GOAL OF THE EXERCISE — Count every line that has the word "Tailwind" in it; give no more than the number.

GIVEN INFORMATION —
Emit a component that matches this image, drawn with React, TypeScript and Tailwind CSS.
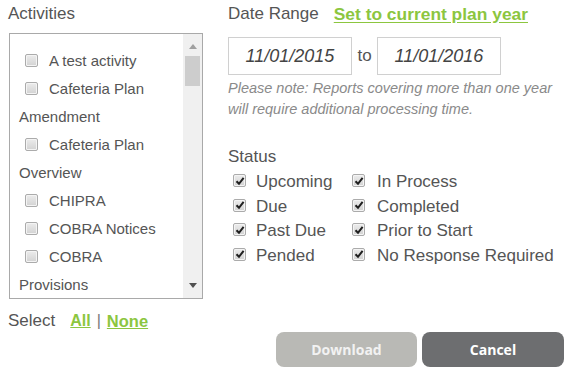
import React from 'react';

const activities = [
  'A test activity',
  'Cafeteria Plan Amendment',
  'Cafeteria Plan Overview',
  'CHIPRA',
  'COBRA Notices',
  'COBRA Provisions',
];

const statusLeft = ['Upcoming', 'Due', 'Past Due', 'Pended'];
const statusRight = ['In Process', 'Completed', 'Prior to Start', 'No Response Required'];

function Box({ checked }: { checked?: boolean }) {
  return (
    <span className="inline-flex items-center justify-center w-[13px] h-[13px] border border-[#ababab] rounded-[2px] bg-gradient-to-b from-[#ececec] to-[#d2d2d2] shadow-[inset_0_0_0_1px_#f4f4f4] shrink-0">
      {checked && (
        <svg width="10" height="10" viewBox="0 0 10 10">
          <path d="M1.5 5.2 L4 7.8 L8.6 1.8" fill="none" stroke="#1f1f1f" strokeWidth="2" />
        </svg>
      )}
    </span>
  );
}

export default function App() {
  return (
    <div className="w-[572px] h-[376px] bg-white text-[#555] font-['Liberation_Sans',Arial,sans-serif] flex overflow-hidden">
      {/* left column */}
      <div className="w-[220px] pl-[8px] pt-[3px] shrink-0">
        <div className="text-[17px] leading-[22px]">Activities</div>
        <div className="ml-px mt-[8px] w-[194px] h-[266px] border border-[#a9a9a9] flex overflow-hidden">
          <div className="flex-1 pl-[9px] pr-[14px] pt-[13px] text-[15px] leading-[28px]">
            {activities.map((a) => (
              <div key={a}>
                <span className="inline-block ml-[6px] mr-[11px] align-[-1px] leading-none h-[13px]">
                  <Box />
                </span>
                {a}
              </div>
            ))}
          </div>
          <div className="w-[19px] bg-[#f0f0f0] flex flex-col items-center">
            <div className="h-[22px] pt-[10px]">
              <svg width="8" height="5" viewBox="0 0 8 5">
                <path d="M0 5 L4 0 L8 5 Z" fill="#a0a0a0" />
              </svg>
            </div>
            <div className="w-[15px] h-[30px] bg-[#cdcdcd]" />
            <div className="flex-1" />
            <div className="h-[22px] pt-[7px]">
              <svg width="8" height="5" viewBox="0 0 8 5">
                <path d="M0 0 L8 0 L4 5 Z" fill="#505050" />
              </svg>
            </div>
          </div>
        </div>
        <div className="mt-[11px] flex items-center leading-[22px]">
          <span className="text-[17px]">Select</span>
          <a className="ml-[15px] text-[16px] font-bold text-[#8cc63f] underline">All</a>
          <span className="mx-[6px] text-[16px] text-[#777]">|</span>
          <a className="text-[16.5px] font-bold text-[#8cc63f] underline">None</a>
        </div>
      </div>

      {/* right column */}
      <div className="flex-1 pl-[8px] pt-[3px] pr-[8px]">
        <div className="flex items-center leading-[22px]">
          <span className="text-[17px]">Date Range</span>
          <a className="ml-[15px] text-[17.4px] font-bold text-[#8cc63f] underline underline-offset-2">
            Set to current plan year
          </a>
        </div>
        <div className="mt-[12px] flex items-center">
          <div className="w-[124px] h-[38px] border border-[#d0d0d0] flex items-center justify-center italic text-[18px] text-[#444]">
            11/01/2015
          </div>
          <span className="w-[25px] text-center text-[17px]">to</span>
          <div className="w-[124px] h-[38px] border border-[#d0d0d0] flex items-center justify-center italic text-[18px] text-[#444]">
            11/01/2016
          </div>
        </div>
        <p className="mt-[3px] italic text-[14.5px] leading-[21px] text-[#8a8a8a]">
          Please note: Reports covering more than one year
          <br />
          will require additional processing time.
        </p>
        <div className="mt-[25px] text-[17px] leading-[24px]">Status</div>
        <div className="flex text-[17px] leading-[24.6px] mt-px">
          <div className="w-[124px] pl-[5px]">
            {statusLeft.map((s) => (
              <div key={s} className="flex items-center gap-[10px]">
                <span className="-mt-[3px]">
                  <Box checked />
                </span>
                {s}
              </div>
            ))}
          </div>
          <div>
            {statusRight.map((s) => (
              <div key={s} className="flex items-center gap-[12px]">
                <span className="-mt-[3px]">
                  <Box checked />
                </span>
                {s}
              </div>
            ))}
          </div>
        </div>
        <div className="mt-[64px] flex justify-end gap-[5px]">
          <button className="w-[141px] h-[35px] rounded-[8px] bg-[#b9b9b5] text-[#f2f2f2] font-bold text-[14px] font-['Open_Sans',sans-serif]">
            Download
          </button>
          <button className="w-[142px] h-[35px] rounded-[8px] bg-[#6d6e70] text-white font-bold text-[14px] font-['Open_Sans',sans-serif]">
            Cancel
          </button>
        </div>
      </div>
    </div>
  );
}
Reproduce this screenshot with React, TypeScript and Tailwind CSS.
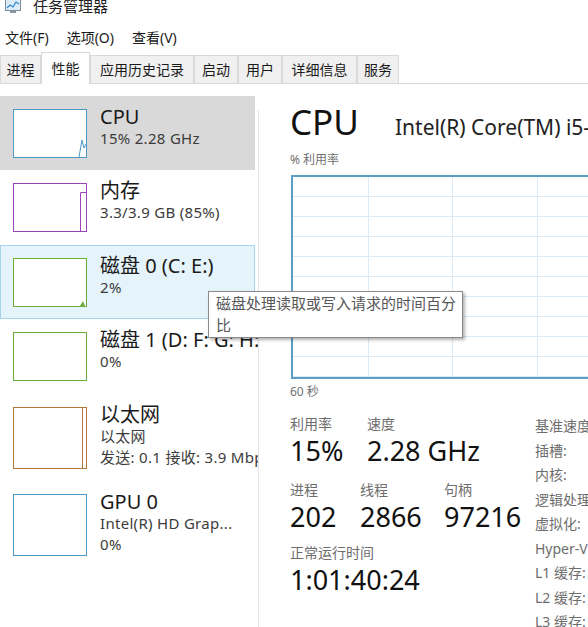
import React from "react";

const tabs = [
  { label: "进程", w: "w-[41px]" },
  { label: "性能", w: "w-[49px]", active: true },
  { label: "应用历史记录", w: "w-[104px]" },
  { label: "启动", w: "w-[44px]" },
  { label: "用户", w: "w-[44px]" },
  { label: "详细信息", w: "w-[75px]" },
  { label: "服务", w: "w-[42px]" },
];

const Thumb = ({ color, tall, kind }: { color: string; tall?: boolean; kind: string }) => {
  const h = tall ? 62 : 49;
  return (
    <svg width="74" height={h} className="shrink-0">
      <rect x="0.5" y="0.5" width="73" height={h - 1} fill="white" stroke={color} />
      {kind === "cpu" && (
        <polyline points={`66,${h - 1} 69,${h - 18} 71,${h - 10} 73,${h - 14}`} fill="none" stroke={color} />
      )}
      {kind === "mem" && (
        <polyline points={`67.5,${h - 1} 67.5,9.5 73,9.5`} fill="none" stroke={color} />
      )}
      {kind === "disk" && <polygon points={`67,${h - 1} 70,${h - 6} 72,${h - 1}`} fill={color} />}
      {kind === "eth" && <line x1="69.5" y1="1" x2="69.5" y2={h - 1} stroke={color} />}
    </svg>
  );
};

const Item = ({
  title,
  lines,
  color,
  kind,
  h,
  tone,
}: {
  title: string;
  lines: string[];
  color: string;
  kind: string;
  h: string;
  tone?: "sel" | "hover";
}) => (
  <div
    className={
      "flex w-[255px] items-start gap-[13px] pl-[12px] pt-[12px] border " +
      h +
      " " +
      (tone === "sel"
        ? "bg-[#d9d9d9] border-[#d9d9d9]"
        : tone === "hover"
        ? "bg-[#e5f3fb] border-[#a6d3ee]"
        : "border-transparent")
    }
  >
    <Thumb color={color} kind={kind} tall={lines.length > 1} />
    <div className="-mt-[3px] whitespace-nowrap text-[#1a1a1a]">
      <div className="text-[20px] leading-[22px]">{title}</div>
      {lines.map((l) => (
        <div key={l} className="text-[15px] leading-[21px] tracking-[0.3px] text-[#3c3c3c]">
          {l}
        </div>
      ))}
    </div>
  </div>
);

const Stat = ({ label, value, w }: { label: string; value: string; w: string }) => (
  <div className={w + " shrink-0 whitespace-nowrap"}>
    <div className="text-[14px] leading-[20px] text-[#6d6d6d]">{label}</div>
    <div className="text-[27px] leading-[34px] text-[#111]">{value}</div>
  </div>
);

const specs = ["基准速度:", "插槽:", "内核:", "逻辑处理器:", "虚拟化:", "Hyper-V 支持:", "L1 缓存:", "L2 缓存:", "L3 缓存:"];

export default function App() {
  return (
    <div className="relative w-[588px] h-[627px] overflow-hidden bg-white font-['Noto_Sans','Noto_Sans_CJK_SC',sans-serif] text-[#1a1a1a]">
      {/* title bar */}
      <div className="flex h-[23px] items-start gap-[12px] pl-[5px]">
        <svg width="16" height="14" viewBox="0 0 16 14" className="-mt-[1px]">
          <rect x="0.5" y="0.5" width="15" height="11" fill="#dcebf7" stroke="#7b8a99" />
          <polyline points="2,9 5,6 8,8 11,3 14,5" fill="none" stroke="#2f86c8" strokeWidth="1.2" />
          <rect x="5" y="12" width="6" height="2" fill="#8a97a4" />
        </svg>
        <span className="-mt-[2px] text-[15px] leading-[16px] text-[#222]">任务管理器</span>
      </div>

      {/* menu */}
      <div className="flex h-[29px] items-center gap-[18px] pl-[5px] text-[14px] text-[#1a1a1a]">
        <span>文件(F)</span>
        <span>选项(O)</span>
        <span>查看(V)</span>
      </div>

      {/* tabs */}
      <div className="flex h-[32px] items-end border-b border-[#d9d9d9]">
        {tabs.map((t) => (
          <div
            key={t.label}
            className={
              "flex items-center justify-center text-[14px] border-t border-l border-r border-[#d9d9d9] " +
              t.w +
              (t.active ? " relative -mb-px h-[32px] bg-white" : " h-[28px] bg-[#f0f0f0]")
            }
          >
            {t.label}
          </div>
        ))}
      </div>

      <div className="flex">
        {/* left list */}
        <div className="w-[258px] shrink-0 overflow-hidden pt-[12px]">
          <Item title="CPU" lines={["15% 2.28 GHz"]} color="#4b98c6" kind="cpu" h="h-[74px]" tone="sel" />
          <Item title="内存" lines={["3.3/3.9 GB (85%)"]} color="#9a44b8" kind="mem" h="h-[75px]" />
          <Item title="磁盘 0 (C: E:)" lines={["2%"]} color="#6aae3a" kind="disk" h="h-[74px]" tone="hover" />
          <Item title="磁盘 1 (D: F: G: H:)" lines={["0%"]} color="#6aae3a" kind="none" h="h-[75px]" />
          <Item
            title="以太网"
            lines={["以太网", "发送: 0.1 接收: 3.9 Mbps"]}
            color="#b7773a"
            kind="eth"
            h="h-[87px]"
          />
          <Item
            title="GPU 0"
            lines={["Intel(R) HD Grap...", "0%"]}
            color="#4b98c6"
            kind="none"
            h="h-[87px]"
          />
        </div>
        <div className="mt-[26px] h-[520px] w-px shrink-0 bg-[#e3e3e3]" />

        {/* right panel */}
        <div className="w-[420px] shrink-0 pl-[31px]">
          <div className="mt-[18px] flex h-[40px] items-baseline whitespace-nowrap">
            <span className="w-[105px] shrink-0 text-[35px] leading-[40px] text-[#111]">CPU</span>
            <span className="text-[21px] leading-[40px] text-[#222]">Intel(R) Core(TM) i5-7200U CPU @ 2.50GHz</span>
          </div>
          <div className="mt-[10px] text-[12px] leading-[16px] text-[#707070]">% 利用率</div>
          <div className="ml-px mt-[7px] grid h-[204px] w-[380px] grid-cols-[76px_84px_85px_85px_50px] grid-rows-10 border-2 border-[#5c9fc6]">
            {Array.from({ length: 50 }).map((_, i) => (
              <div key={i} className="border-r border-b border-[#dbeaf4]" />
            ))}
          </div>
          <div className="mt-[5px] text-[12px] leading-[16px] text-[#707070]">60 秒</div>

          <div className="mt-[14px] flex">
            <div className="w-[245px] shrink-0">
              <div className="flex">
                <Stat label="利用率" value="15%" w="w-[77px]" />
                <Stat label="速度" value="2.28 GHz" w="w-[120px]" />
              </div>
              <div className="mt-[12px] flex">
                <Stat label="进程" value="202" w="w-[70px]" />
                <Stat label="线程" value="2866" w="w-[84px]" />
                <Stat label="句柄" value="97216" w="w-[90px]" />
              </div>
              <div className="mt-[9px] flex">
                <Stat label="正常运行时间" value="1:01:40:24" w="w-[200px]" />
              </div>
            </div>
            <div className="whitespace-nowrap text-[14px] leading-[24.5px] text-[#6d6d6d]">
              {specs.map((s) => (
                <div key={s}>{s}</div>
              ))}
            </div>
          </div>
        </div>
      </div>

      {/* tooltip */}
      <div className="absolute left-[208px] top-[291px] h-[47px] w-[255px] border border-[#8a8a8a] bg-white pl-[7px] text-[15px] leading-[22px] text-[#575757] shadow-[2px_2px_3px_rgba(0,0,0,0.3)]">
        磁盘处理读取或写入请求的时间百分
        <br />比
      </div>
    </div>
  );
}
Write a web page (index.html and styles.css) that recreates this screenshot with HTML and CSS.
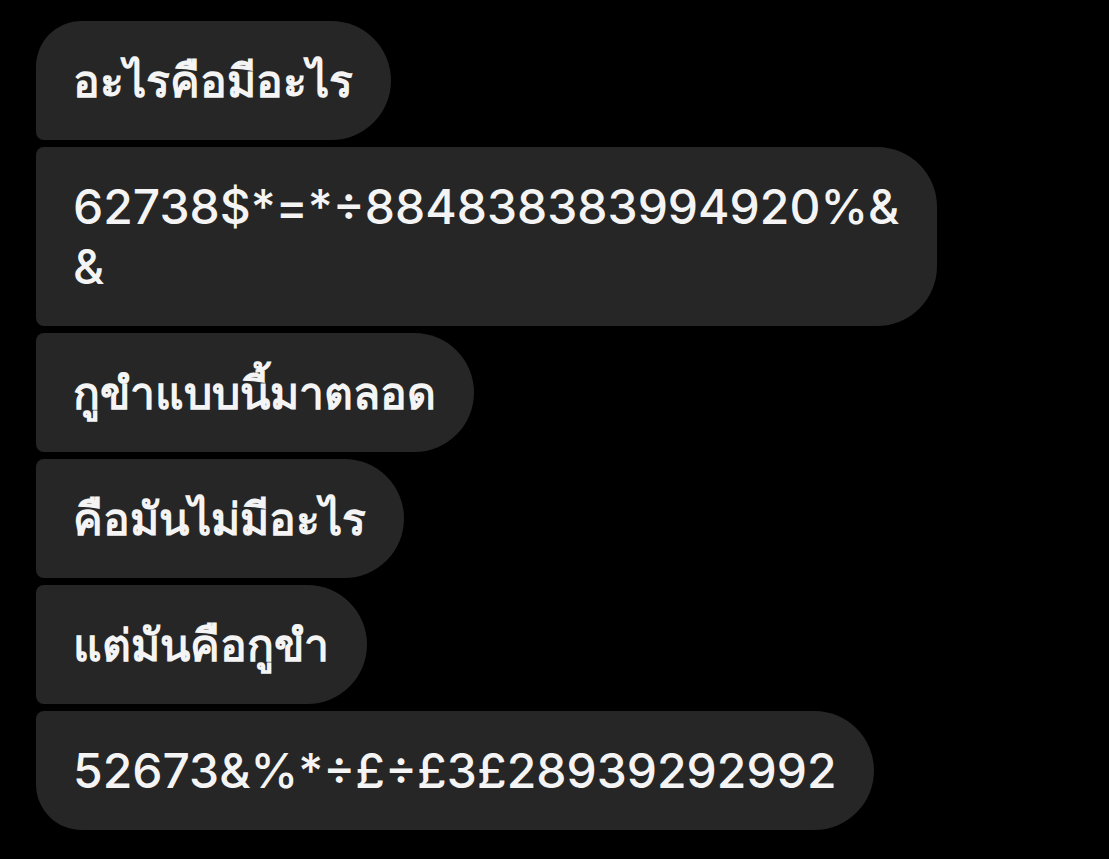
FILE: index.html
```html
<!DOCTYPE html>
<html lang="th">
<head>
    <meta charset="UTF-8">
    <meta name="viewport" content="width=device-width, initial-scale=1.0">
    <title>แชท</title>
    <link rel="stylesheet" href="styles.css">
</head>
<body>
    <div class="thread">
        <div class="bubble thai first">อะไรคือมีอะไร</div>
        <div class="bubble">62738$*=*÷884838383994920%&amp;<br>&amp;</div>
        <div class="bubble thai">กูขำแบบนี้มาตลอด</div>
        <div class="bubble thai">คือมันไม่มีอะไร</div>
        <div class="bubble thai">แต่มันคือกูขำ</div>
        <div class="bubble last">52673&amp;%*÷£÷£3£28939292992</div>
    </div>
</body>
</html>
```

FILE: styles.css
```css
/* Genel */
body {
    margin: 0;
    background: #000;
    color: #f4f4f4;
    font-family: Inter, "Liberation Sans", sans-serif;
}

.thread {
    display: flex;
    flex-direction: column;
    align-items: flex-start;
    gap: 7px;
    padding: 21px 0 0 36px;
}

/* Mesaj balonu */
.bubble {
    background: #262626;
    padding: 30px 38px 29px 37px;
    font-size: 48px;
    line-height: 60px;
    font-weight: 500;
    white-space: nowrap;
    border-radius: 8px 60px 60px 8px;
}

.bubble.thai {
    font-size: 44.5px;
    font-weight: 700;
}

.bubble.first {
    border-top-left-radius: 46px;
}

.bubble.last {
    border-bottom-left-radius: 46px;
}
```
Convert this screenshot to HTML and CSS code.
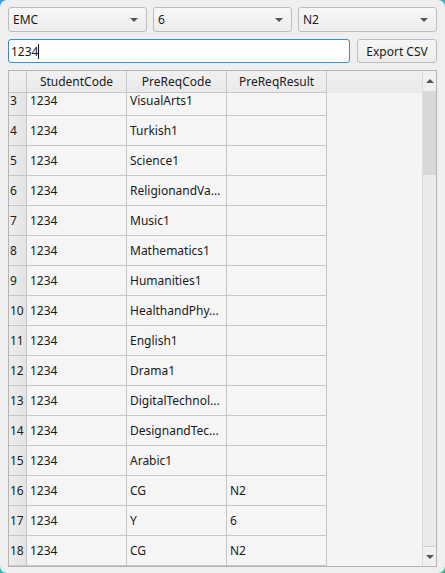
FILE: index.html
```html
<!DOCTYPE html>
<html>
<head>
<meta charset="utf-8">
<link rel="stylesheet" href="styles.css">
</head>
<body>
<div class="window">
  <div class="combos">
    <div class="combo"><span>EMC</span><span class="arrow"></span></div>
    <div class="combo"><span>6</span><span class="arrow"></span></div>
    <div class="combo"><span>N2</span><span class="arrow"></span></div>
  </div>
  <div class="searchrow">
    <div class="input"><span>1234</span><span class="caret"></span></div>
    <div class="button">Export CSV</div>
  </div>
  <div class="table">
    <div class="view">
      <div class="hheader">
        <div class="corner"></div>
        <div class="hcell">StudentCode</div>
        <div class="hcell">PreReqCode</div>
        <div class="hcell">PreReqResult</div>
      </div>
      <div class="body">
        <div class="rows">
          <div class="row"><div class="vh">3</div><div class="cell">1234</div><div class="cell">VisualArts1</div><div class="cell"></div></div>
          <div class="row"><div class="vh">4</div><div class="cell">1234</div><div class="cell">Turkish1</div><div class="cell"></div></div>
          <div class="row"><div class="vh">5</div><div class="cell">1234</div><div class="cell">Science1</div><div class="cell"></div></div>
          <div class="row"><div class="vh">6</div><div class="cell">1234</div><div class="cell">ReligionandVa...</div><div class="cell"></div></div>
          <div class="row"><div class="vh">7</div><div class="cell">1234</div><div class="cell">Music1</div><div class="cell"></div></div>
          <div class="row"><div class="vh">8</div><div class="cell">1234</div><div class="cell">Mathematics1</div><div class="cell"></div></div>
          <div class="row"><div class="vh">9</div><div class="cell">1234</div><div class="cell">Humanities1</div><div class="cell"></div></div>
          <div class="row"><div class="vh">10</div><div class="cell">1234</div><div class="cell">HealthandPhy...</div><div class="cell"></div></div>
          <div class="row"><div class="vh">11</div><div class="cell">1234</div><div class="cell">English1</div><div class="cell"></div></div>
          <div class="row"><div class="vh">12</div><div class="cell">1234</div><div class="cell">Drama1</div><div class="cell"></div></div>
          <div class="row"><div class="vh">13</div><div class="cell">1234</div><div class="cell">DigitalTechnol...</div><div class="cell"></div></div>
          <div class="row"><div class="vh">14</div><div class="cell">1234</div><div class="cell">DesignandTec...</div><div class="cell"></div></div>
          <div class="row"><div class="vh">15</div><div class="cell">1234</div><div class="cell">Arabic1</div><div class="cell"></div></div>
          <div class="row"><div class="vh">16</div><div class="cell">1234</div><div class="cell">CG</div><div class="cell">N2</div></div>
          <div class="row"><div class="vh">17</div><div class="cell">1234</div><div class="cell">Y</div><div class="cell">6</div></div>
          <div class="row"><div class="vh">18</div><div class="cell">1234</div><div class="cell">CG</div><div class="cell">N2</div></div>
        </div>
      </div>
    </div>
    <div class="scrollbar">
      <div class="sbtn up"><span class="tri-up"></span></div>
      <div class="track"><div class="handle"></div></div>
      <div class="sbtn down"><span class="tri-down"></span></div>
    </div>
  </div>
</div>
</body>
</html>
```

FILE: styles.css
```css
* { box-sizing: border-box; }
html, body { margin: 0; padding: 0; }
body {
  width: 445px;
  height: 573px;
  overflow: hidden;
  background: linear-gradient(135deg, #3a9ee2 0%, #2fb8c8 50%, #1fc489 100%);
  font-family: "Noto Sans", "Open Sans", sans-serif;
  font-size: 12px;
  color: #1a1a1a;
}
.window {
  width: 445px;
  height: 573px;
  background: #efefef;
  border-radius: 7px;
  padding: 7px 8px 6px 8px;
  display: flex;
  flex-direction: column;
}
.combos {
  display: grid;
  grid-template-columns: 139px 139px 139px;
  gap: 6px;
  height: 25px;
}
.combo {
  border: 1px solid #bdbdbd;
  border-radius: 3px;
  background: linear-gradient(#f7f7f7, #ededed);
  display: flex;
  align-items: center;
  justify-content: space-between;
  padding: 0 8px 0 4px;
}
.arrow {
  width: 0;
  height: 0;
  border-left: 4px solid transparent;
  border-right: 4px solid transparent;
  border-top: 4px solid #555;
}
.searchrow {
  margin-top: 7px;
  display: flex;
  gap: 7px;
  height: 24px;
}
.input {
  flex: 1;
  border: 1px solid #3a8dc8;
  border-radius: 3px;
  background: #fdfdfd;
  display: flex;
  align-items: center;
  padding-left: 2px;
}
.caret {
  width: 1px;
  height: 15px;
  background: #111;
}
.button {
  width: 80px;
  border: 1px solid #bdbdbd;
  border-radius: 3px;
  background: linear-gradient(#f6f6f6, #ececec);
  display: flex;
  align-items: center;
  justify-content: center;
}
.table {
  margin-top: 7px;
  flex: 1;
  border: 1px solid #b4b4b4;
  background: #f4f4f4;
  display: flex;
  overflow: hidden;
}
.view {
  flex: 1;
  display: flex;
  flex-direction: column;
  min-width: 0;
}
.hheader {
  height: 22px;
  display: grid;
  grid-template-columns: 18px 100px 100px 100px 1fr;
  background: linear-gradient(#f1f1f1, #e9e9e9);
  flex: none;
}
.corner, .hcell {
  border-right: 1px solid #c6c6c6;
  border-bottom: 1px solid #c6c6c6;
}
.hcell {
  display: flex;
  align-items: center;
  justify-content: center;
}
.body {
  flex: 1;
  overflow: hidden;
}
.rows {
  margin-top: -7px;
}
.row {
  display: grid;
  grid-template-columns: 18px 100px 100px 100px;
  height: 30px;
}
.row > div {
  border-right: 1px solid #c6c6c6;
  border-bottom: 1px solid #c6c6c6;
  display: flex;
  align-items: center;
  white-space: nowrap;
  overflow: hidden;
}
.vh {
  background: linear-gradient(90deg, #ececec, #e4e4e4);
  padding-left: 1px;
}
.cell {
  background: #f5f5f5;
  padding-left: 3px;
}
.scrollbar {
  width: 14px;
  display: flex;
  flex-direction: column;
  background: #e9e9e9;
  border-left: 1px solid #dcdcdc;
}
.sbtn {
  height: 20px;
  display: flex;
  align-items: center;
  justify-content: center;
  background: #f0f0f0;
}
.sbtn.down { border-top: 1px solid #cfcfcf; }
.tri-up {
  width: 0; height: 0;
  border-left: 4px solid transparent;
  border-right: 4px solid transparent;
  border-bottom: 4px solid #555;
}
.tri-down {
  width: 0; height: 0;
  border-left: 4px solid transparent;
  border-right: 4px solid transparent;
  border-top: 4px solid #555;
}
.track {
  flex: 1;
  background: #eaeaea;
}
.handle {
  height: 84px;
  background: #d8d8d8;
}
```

REPLY — 2